From being a reluctant participant on the kids’ party circuit, resisting every two hour session of Mister Marvel and Barbie birthday cakes as a tedious interruption of my weekend, I suddenly found myself banished to the streets, ordered to park around the corner from any pick up, the suggestion that I might pop my head in to say “hello” rejected with horror.

From the Saturday mornings of old, when I would get out my guitar and knock out songs, badly, for us to unselfconsciously sing and dance together, to taking Rosie to a Summertime Ball extravaganza of all her favourite pop stars where the mere act of speaking to her and in doing so identifying ourselves as her parents gave rise to a terrifying adolescent fury.

And through it all, my advice, my recommendations, my very existence were met with rolled eyes then a turned back. “Keep the faith, she might not show it, but she is listening,” insisted Lois, failing miserably to make me feel better. I struggled with it all, finding it difficult to accept that my peer-focused daughter no longer took her lead from her dad.

She was always a grafter though. Studious and meticulous, as the exam stakes got higher, so did Rosie’s work ethic. She locked herself away for hours on end, surrounded by mind maps and revision cards. Lois and I looked on in amazement at this patient rigour from one so young — where the hell did that come from? Alongside the focused study, she found her eye for design, immersing herself in Photoshop and beautiful creations.

And somehow, somewhere along the line, my daughter came back to me. Or perhaps I’ve met her halfway, she certainly encouraged me to take a good hard look at myself along the way. I have not returned to heroic dad status, instead Rosie now humours me and addresses me as “Greg” in a knowing and ever so slightly patronising way. But I’ll take that.

After years of laughing in my face when I suggested we go for a run, she quietly started Couch to 5k, and proposed that I might like to jog with her on occasion. Reader, I wept inside. And she soon figured out that a song’s quality is not determined by its newness. We now communicate through music, swapping recommendations and playlists. A few weeks ago, acknowledging that I’d had some influence on this passion of hers, she literally thanked me for the music. I gave her a little smile in return. As I ran a lap of honour, fist in the air, in my head.
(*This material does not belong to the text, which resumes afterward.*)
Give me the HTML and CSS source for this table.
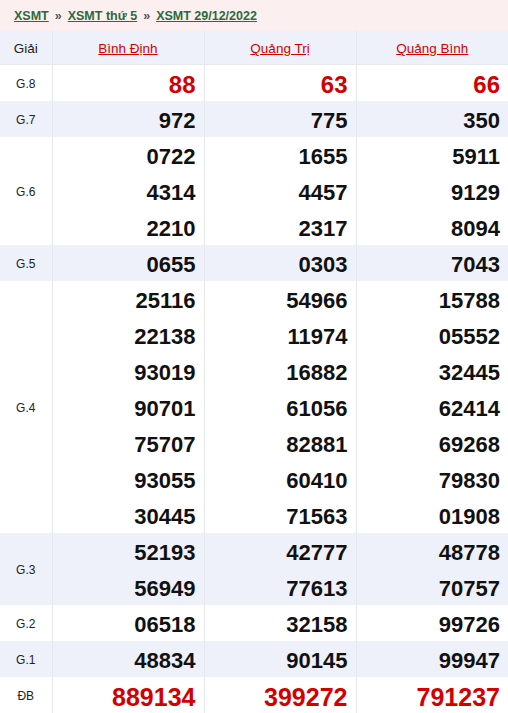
FILE: index.html
```html
<!DOCTYPE html>
<html>
<head>
<meta charset="utf-8">
<link rel="stylesheet" href="styles.css">
</head>
<body>
<div class="crumbs">
  <a href="#">XSMT</a><span class="sep">»</span><a href="#">XSMT thứ 5</a><span class="sep">»</span><a href="#">XSMT 29/12/2022</a>
</div>
<table class="kq">
  <colgroup><col class="c1"><col><col><col></colgroup>
  <thead>
    <tr><th>Giải</th><th><a href="#">Bình Định</a></th><th><a href="#">Quảng Trị</a></th><th><a href="#">Quảng Bình</a></th></tr>
  </thead>
  <tbody>
    <tr><td class="g">G.8</td><td class="red"><div>88</div></td><td class="red"><div>63</div></td><td class="red"><div>66</div></td></tr>
    <tr class="alt"><td class="g">G.7</td><td><div>972</div></td><td><div>775</div></td><td><div>350</div></td></tr>
    <tr><td class="g">G.6</td><td><div>0722</div><div>4314</div><div>2210</div></td><td><div>1655</div><div>4457</div><div>2317</div></td><td><div>5911</div><div>9129</div><div>8094</div></td></tr>
    <tr class="alt"><td class="g">G.5</td><td><div>0655</div></td><td><div>0303</div></td><td><div>7043</div></td></tr>
    <tr><td class="g">G.4</td>
      <td><div>25116</div><div>22138</div><div>93019</div><div>90701</div><div>75707</div><div>93055</div><div>30445</div></td>
      <td><div>54966</div><div>11974</div><div>16882</div><div>61056</div><div>82881</div><div>60410</div><div>71563</div></td>
      <td><div>15788</div><div>05552</div><div>32445</div><div>62414</div><div>69268</div><div>79830</div><div>01908</div></td></tr>
    <tr class="alt"><td class="g">G.3</td><td><div>52193</div><div>56949</div></td><td><div>42777</div><div>77613</div></td><td><div>48778</div><div>70757</div></td></tr>
    <tr><td class="g">G.2</td><td><div>06518</div></td><td><div>32158</div></td><td><div>99726</div></td></tr>
    <tr class="alt"><td class="g">G.1</td><td><div>48834</div></td><td><div>90145</div></td><td><div>99947</div></td></tr>
    <tr><td class="g">ĐB</td><td class="red db"><div>889134</div></td><td class="red db"><div>399272</div></td><td class="red db"><div>791237</div></td></tr>
  </tbody>
</table>
</body>
</html>
```
FILE: styles.css
```css
html, body {
  margin: 0;
  padding: 0;
  background: #fff;
  font-family: "Liberation Sans", Arial, sans-serif;
}
.crumbs {
  background: #fcefef;
  height: 31px;
  padding: 1px 0 0 14px;
  display: flex;
  align-items: center;
  font-size: 12.5px;
  font-weight: bold;
  box-sizing: border-box;
}
.crumbs a {
  color: #2b6a3e;
  text-decoration: underline;
}
.crumbs .sep {
  color: #555;
  margin: 0 6px;
}
.kq {
  width: 508px;
  border-collapse: collapse;
  table-layout: fixed;
}
.kq .c1 { width: 52px; }
.kq th, .kq td {
  border-left: 1px solid #e5e8ee;
  border-right: 1px solid #e5e8ee;
  padding: 0;
}
.kq th { border-bottom: 1px solid #e5e8ee; }
.kq th:first-child, .kq td:first-child { border-left: none; }
.kq th:last-child, .kq td:last-child { border-right: none; }
.kq thead tr {
  background: #eef1f9;
  height: 33px;
}
.kq th {
  font-size: 13.5px;
  font-weight: normal;
  color: #222;
  text-align: center;
  padding-top: 3px;
}
.kq th a {
  color: #d40000;
  text-decoration: underline;
}
.kq tr.alt { background: #eef1f9; }
.kq td.g {
  font-size: 12px;
  color: #222;
  text-align: center;
  padding-top: 2px;
}
.kq td div {
  font-size: 22px;
  font-weight: bold;
  color: #111;
  text-align: right;
  box-sizing: border-box;
  height: 36px;
  padding-top: 4px;
  line-height: 32px;
  padding-right: 8px;
}
.kq td.red div { color: #d40000; font-size: 24px; }
.kq td.db div { font-size: 25px; }
```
She’s not me, of course, far from it. I see frequent flashes of her mum, but mainly she’s herself, now an exceptional, unique young woman. All the same, there are moments when I see her beavering away on her computer on some slightly obsessive techy creative project. I tell her to calm down, to take a break. She ignores me and continues, lost in the flow. And I whisper to myself, “be still, beating heart, truly that is my girl.”

Rosie is leaving home tomorrow. She got her grades, she got her place, and now she’s off to university to study graphic design. It’s the next step on her chosen path to becoming a designer, but more than that, she’s taking off, like thousands of other kids, severing her dependency on mum and dad as she starts to find her own way in the world. We’re going to drive her up in the morning with a car full of more stuff than could possibly fit into one small halls of residence room, then we are going to drive back to London without her. This is everything we ever wanted for her, but it’s difficult to accept that we’ve reached this moment, and we will miss her so. We learned how to protect her. Then we learned how to support her. Now we have to learn to let go.

So she’s off. She’ll be back of course, but not under the same circumstances. Sometimes we do realise that we are experiencing something for the last time. The five of us, together under one roof as a young family in the most intense, challenging, chaotic, stressful, magical living arrangement imaginable, it is now at an end. And Lois and I, we’ll undoubtedly look back over it with a mixture of regret that it’s over, nostalgia for those amazing days gone by, and absolute gratitude for every goddamn minute in which we have been lucky enough to share our home with Rosie and her two siblings.